Understanding Linear Regression
Before diving into the practical aspects, it's crucial to grasp the concept of linear regression. This statistical method helps determine the line that best represents the relationship between a dependent variable (the one you're trying to predict) and an independent variable (the one used for prediction). The "best fit" is determined by minimizing the sum of the squared differences between the actual data points and the predicted values on the line. This line is defined by the equation: y = mx + c, where 'm' is the slope and 'c' is the y-intercept.
Method 1: Using the Chart Trendline Feature
This is the simplest method for visualizing the best fit line.

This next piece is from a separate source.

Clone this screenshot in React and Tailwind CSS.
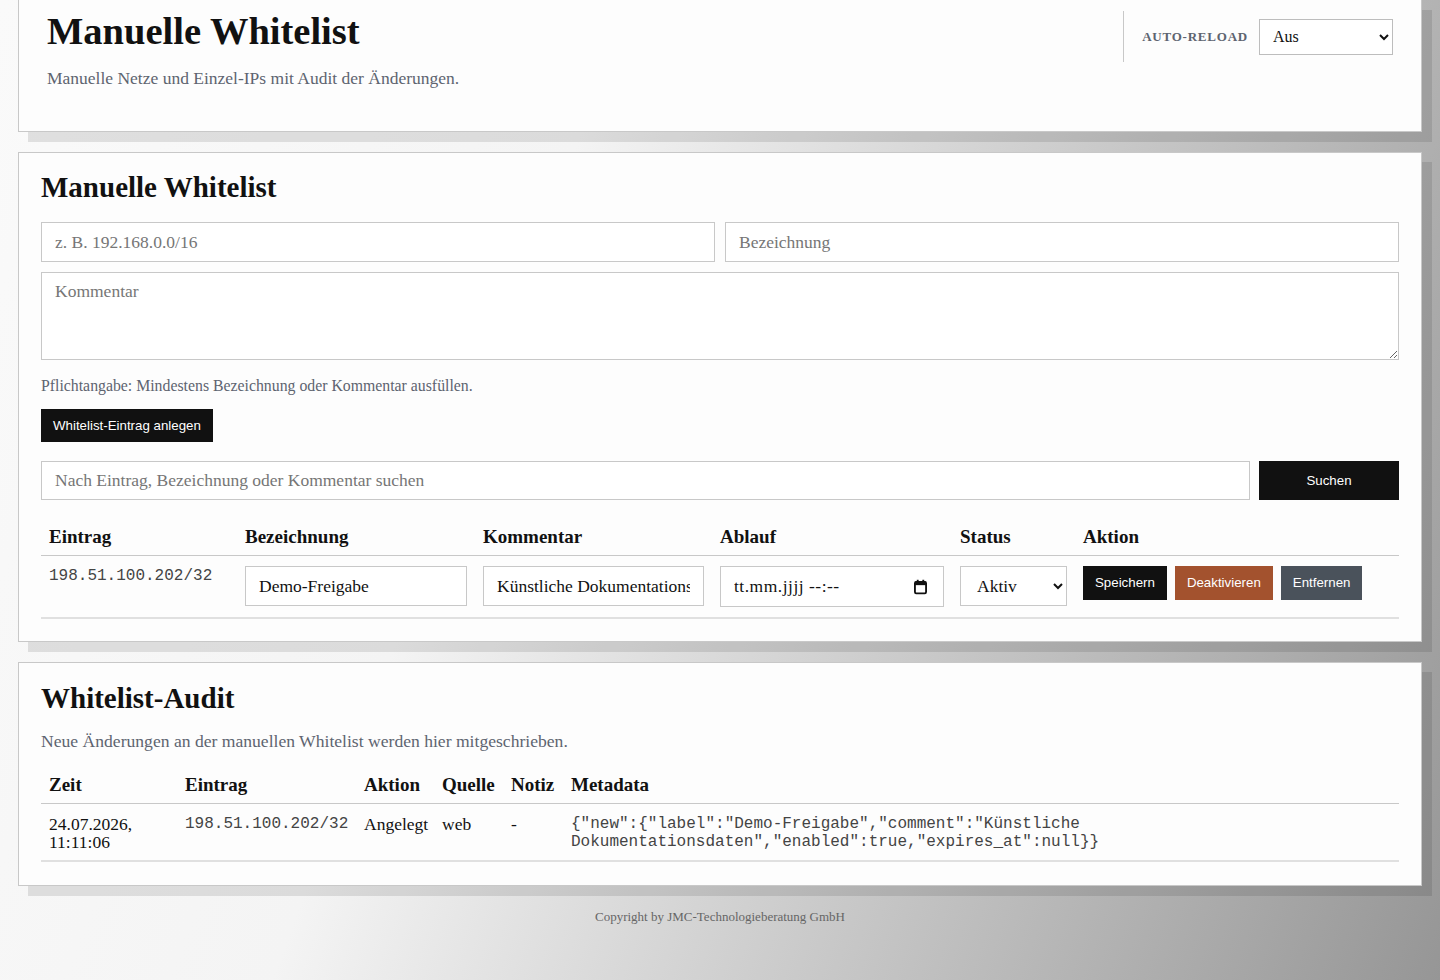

- Input your data: Enter your x and y values into two separate columns in your Excel sheet.
- Create a scatter plot: Select your data, then go to the "Insert" tab and choose "Scatter" (the one with only markers, not lines).
- Add a trendline: Click on any data point in the chart. A menu should appear. Select "Add Trendline."
- Customize the trendline: In the "Format Trendline" pane (usually on the right), you can choose the type of trendline (linear is the best fit line), display the equation, and display the R-squared value. The R-squared value indicates how well the line fits the data (closer to 1 means a better fit).
- Interpret the results: The equation displayed shows the slope (m) and y-intercept (c) of your best fit line.
Method 2: Using the LINEST Function
This method provides a more precise calculation of the slope, y-intercept, and other statistical measures.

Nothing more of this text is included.